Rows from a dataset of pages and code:

═══

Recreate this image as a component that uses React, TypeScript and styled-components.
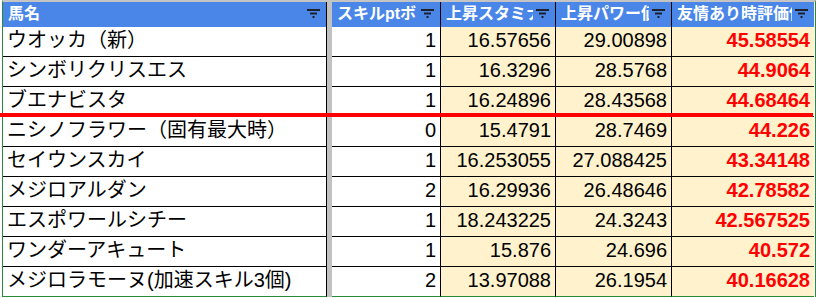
import React from "react";
import styled, { createGlobalStyle, css } from "styled-components";

const Global = createGlobalStyle`
  html, body { margin: 0; padding: 0; background: #ffffff; }
  body { font-family: "Liberation Sans", "Noto Sans CJK JP", sans-serif; }
`;

const BLUE = "#4a86e8";
const YELLOW = "#fff2cc";
const GREEN = "#2a8a3c";
const FONT = `"Liberation Sans", "Noto Sans CJK JP", sans-serif`;

const Sheet = styled.div`
  position: relative;
  margin-left: 2px;
  width: 812px;
  border-top: 2px solid #c4c4c4;
  border-left: 1px solid ${GREEN};
  border-right: 1px solid ${GREEN};
  display: grid;
  grid-template-columns: 324px 5px 109px 115px 116px 142px;
  grid-template-rows: 25px repeat(9, 30px);
  font-family: ${FONT};
`;

const FreezeBar = styled.div`
  grid-column: 2;
  grid-row: 1 / -1;
  background: #c2c2c2;
  margin-bottom: -1px;
`;

const HeadCell = styled.div<{ $last?: boolean }>`
  position: relative;
  box-sizing: border-box;
  background: ${BLUE};
  color: #ffffff;
  font-weight: bold;
  font-size: 16px;
  line-height: 24px;
  padding-left: 5px;
  white-space: nowrap;
  overflow: hidden;
  border-right: ${(p) => (p.$last ? "none" : "1px solid #000")};
`;

const FilterBox = styled.span`
  position: absolute;
  top: 0;
  bottom: 0;
  right: 3px;
  width: 19px;
  background: ${BLUE};
  display: flex;
  justify-content: center;
  padding-top: 7px;
  box-sizing: border-box;
`;

const Cell = styled.div<{
  $tone: "white" | "yellow";
  $align: "left" | "right";
  $lastCol?: boolean;
  $lastRow?: boolean;
  $red?: boolean;
}>`
  box-sizing: border-box;
  height: 30px;
  background: ${(p) => (p.$tone === "yellow" ? YELLOW : "#ffffff")};
  font-size: 20px;
  line-height: 26px;
  padding: 0 4px 3px 4px;
  white-space: nowrap;
  overflow: hidden;
  color: #000;
  text-align: ${(p) => p.$align};
  border-right: ${(p) => (p.$lastCol ? "none" : "1px solid #000")};
  border-bottom: 1px solid ${(p) => (p.$lastRow ? GREEN : "#000")};
  ${(p) =>
    p.$red &&
    css`
      color: #ff0000;
      font-weight: bold;
    `}
`;

const RedRule = styled.div`
  position: absolute;
  left: -3px;
  top: 111px;
  width: 813px;
  height: 4px;
  background: #ff0000;
`;

const FilterIcon = () => (
  <svg width="13" height="9" viewBox="0 0 13 9">
    <rect x="0" y="0" width="13" height="2" fill="#1e2127" />
    <rect x="3" y="3.5" width="7" height="2" fill="#1e2127" />
    <rect x="5.5" y="7" width="2" height="2" fill="#1e2127" />
  </svg>
);

type Row = [string, string, string, string, string];

const headers = ["馬名", "スキルptボ", "上昇スタミナ", "上昇パワー値", "友情あり時評価値"];

const rows: Row[] = [
  ["ウオッカ（新）", "1", "16.57656", "29.00898", "45.58554"],
  ["シンボリクリスエス", "1", "16.3296", "28.5768", "44.9064"],
  ["ブエナビスタ", "1", "16.24896", "28.43568", "44.68464"],
  ["ニシノフラワー（固有最大時）", "0", "15.4791", "28.7469", "44.226"],
  ["セイウンスカイ", "1", "16.253055", "27.088425", "43.34148"],
  ["メジロアルダン", "2", "16.29936", "26.48646", "42.78582"],
  ["エスポワールシチー", "1", "18.243225", "24.3243", "42.567525"],
  ["ワンダーアキュート", "1", "15.876", "24.696", "40.572"],
  ["メジロラモーヌ(加速スキル3個)", "2", "13.97088", "26.1954", "40.16628"],
];

const cols = [1, 3, 4, 5, 6];

export default function App() {
  return (
    <>
      <Global />
      <Sheet>
        <FreezeBar />
        {headers.map((h, i) => (
          <HeadCell
            key={h}
            $last={i === headers.length - 1}
            style={{ gridColumn: cols[i], gridRow: 1 }}
          >
            {h}
            <FilterBox>
              <FilterIcon />
            </FilterBox>
          </HeadCell>
        ))}
        {rows.map((r, ri) =>
          r.map((v, ci) => (
            <Cell
              key={`${ri}-${ci}`}
              style={{ gridColumn: cols[ci], gridRow: ri + 2 }}
              $tone={ci >= 2 ? "yellow" : "white"}
              $align={ci === 0 ? "left" : "right"}
              $lastCol={ci === 4}
              $lastRow={ri === rows.length - 1}
              $red={ci === 4}
            >
              {v}
            </Cell>
          ))
        )}
        <RedRule />
      </Sheet>
    </>
  );
}
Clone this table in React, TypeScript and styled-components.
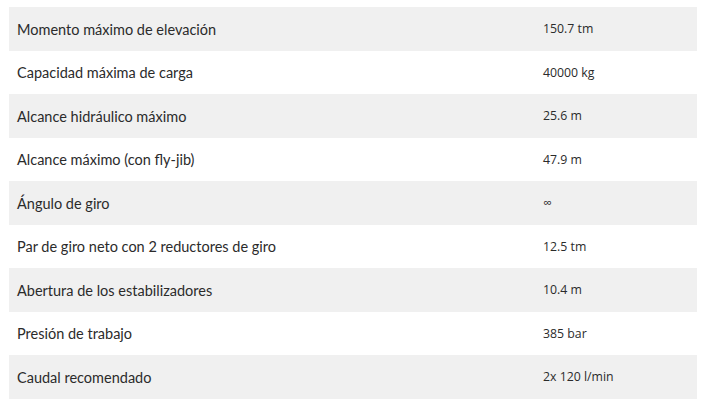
import * as React from 'react';
import styled, { createGlobalStyle } from 'styled-components';

const GlobalStyle = createGlobalStyle`
  body {
    margin: 0;
    background: #ffffff;
  }
`;

const specs = [
  ['Momento máximo de elevación', '150.7 tm'],
  ['Capacidad máxima de carga', '40000 kg'],
  ['Alcance hidráulico máximo', '25.6 m'],
  ['Alcance máximo (con fly-jib)', '47.9 m'],
  ['Ángulo de giro', '∞'],
  ['Par de giro neto con 2 reductores de giro', '12.5 tm'],
  ['Abertura de los estabilizadores', '10.4 m'],
  ['Presión de trabajo', '385 bar'],
  ['Caudal recomendado', '2x 120 l/min'],
];

const Page = styled.div`
  padding: 7px 12px 0 9px;
`;

const Table = styled.div`
  display: flex;
  flex-direction: column;
  width: 688px;
`;

const Row = styled.div<{ $shaded: boolean }>`
  display: grid;
  grid-template-columns: 526px 1fr;
  align-items: center;
  height: 43.5px;
  padding-left: 8px;
  background: ${(p) => (p.$shaded ? '#f0f0f0' : '#ffffff')};
`;

const Label = styled.div`
  font-family: Lato, 'Noto Sans', sans-serif;
  font-size: 14.5px;
  color: #2b2b2b;
  padding-top: 1px;
`;

const Value = styled.div`
  font-family: 'Open Sans', 'Noto Sans', sans-serif;
  font-size: 12.3px;
  color: #2b2b2b;
`;

export default function App() {
  return (
    <Page>
      <GlobalStyle />
      <Table>
        {specs.map(([label, value], i) => (
          <Row key={label} $shaded={i % 2 === 0}>
            <Label>{label}</Label>
            <Value>{value}</Value>
          </Row>
        ))}
      </Table>
    </Page>
  );
}
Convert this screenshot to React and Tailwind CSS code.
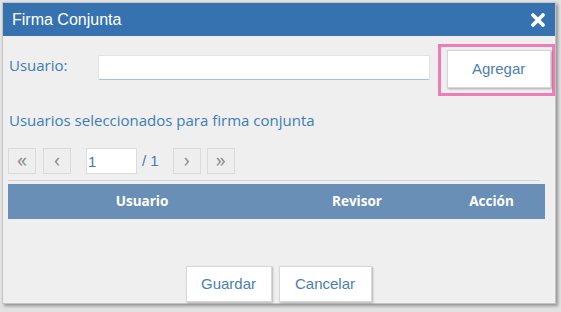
import React from "react";

const sans = { fontFamily: '"Liberation Sans", Arial, sans-serif' };

const PageButton = ({ children }) => (
  <button className="w-[28px] h-[26px] border border-[#dadada] bg-[#eeeeee] text-[#8a8a8a] text-[20px] flex items-center justify-center leading-none pb-[2px]">
    {children}
  </button>
);

const CloseIcon = () => (
  <svg width="16" height="16" viewBox="0 0 16 16">
    <path d="M3 3 L13 13 M13 3 L3 13" stroke="#fff" strokeWidth="3.8" strokeLinecap="round" />
  </svg>
);

export default function App() {
  return (
    <div className="w-[561px] h-[312px] bg-[#e2e2e2] overflow-hidden font-['Open_Sans',sans-serif]">
      <div className="ml-[2px] mt-[2px] w-[554px] h-[302px] border border-[#c4c4c4] bg-[#efefef] flex flex-col shadow-[2px_2px_3px_rgba(0,0,0,0.35)]">
        <div className="h-[33px] bg-[#3672b0] flex items-center justify-between pl-[9px] pr-[9px]">
          <span style={sans} className="text-white text-[16px]">Firma Conjunta</span>
          <CloseIcon />
        </div>

        <div className="flex-1 pl-[5px]">
          <div className="mt-[8px] flex items-start">
            <span className="mt-[10px] w-[91px] pl-[1px] text-[15px] text-[#3d7db3]">Usuario:</span>
            <input className="mt-[11px] w-[333px] h-[25px] bg-white border border-[#e2e2e2] border-b-[#9cc3e6] rounded-[2px] outline-none" />
            <div className="ml-[8px] w-[118px] h-[52px] border-[3px] border-[#f07cb5] pl-[6px] pt-[3px]">
              <button style={sans} className="w-[104px] h-[38px] bg-white border border-[#d6d6d6] shadow-[1px_1px_2px_rgba(0,0,0,0.3)] text-[15px] text-[#4a7fae]">
                Agregar
              </button>
            </div>
          </div>

          <div className="mt-[14px] pl-[1px] text-[15px] leading-[20px] text-[#3d7db3]">
            Usuarios seleccionados para firma conjunta
          </div>

          <div className="mt-[18px] flex items-center">
            <PageButton>«</PageButton>
            <div className="ml-[7px]"><PageButton>‹</PageButton></div>
            <input defaultValue="1" style={sans} className="ml-[15px] w-[51px] h-[26px] bg-white border border-[#dcdcdc] pl-[1px] text-[15px] text-[#3d7db3] outline-none" />
            <span style={sans} className="ml-[5px] text-[15px] text-[#3d7db3]">/ 1</span>
            <div className="ml-[14px]"><PageButton>›</PageButton></div>
            <div className="ml-[6px]"><PageButton>»</PageButton></div>
          </div>

          <div className="mt-[6px] w-[532px] h-px bg-[#d4d4d4]" />

          <div className="mt-[3px] w-[537px] h-[35px] bg-[#6a8fb7] grid grid-cols-[268px_162px_107px] items-center text-white font-bold text-[13.5px]">
            <span className="text-center">Usuario</span>
            <span className="text-center">Revisor</span>
            <span className="text-center">Acción</span>
          </div>

          <div className="mt-[47px] flex justify-center gap-[7px] pr-[6px]" style={sans}>
            <button className="w-[86px] h-[36px] bg-white border border-[#d8d8d8] shadow-[1px_1px_2px_rgba(0,0,0,0.25)] text-[15px] text-[#4a7fae]">
              Guardar
            </button>
            <button className="w-[93px] h-[36px] bg-white border border-[#d8d8d8] shadow-[1px_1px_2px_rgba(0,0,0,0.25)] text-[15px] text-[#4a7fae]">
              Cancelar
            </button>
          </div>
        </div>
      </div>
    </div>
  );
}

═══

STATED TASK: From the entries above, return each line with the word "React" in it.

RESULT:
Recreate this image as a component that uses React, TypeScript and styled-components.
import React from "react";
Clone this table in React, TypeScript and styled-components.
import * as React from 'react';
Convert this screenshot to React and Tailwind CSS code.
import React from "react";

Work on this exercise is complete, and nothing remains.